Strong Revenue Growth for Intron With Some of this Ploughed Back Into Increasing R&D; FVE to HKD 4.26

Intron Technology reported first-half revenue up 53% to CNY 1,321 million with net profit up 20% to CNY 95 million. Revenue growth was driven by new energy vehicle solutions, which reported 179% growth. Intron has been able to secure good semiconductor supply during a time of industry shortage, which has helped it gain market share and improve relationships with existing customers. This was done using its strong relationship with chip supplier, Infineon, where Intron is Infineon’s largest regional customer. Revenue growth is on the back of 201% growth in new energy vehicle unit sales in China during first-half 2021 with overall car sales up 25.60%, and these growth rates benefitting from the weak first-quarter 2020 due to coronavirus. Sales of new energy vehicles in China in July were up 164% with overall car sales down 12%. Intron is mainly exposed to local brands, which have gained market share in 2021 so the market conditions for Intron were even better.

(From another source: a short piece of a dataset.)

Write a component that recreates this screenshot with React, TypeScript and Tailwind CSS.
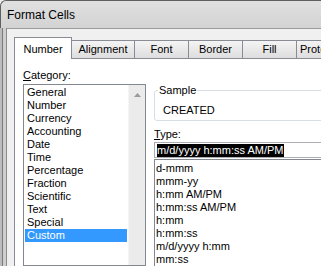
export default function App() {
  const cats = ["General", "Number", "Currency", "Accounting", "Date", "Time", "Percentage", "Fraction", "Scientific", "Text", "Special", "Custom"];
  const types = ["d-mmm", "mmm-yy", "h:mm AM/PM", "h:mm:ss AM/PM", "h:mm", "h:mm:ss", "m/d/yyyy h:mm", "mm:ss"];
  const tabs = [
    { label: "Alignment", w: "w-[64px]" },
    { label: "Font", w: "w-[55px]" },
    { label: "Border", w: "w-[55px]" },
    { label: "Fill", w: "w-[55px]" },
  ];
  return (
    <div className="w-[321px] h-[266px] overflow-hidden flex flex-col bg-[#f0f0f0] font-['Liberation_Sans',Arial,sans-serif] text-[11px] leading-[13px] text-black">
      <div className="h-[28px] shrink-0 rounded-tl-[6px] border-t border-l border-[#5f5f5f] bg-gradient-to-b from-[#e0e0e0] to-[#d3d3d3] pl-[6px] pt-[6px] text-[12px] leading-[16px]">
        Format Cells
      </div>
      <div className="flex flex-1 min-h-0">
        <div className="w-[7px] shrink-0 flex">
          <div className="w-[2px] bg-[#bdbdbd]" />
          <div className="w-[1px] bg-[#7a7a7a]" />
          <div className="w-[3px] bg-[#cfcfcf]" />
          <div className="w-[1px] bg-[#8c8c8c]" />
        </div>
        <div className="flex-1 min-w-0 flex flex-col pl-[7px] pt-[8px] border-t border-[#9c9c9c]">
          <div className="flex items-end h-[22px] -mb-px shrink-0">
            <div className="relative z-10 h-[22px] w-[58px] shrink-0 bg-white border border-b-0 border-[#898c95] flex items-end justify-center pb-[3px]">
              Number
            </div>
            {tabs.map((t) => (
              <div
                key={t.label}
                className={`h-[19px] ${t.w} shrink-0 -ml-px bg-gradient-to-b from-[#f4f4f4] to-[#dcdcdc] border border-b-0 border-[#898c95] flex items-end justify-center pb-[3px]`}
              >
                {t.label}
              </div>
            ))}
            <div className="h-[19px] w-[60px] -ml-px shrink-0 bg-gradient-to-b from-[#f4f4f4] to-[#dcdcdc] border border-b-0 border-[#898c95] flex items-end pl-[3px] pb-[3px]">
              Protection
            </div>
          </div>
          <div className="flex-1 min-h-0 bg-white border-l border-t border-[#898c95] flex pl-[8px] pt-[10px] gap-[8px] overflow-hidden">
            <div className="w-[123px] shrink-0 flex flex-col">
              <div>
                <span className="underline">C</span>ategory:
              </div>
              <div className="mt-[2px] flex-1 border border-[#828790] flex">
                <div className="w-[102px] ml-px mt-px">
                  {cats.map((c) => (
                    <div
                      key={c}
                      className={`h-[13px] pl-[2px] ${c === "Custom" ? "bg-[#3399ff] text-white" : ""}`}
                    >
                      {c}
                    </div>
                  ))}
                </div>
                <div className="w-[17px] ml-auto bg-[#ebebeb] border-l border-[#f5f5f5] flex justify-center">
                  <svg width="7" height="4" viewBox="0 0 7 4" className="mt-[8px]">
                    <path d="M3.5 0 L7 4 L0 4 Z" fill="#9a9a9a" />
                  </svg>
                </div>
              </div>
            </div>
            <div className="w-[200px] shrink-0 flex flex-col">
              <fieldset className="mt-[15px] border border-[#d5dfe5] rounded-[3px] pl-[8px] pt-[7px] pb-[3px]">
                <legend className="-ml-[5px] px-[1px]">Sample</legend>
                <div>CREATED</div>
              </fieldset>
              <div className="mt-[7px]">
                <span className="underline">T</span>ype:
              </div>
              <div className="mt-[1px] h-[19px] border border-[#abadb3] pl-[2px] pt-[1px]">
                <span className="inline-block bg-black text-white h-[13px] leading-[13px]">m/d/yyyy h:mm:ss AM/PM</span>
              </div>
              <div className="mt-[1px] flex-1 border border-[#828790] pt-[2px] pl-[1px]">
                {types.map((t) => (
                  <div key={t} className="h-[13px] whitespace-nowrap">
                    {t}
                  </div>
                ))}
              </div>
            </div>
          </div>
        </div>
      </div>
    </div>
  );
}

The government has set a target for electric vehicles, or EVs, to account for 20% of Chinese auto sales by 2025, up from 5.40% in 2020 and forecasts 5.30 million EVs to be sold in 2025, implying a five-year CAGR of 31%. Profit growth was weaker than revenue growth due to a 68% increase in research and development, or R&D, spending to CNY 97.30 million, with other administrative expenses increasing only 27%. We see the higher R&D expense as positive for the company’s potential future growth.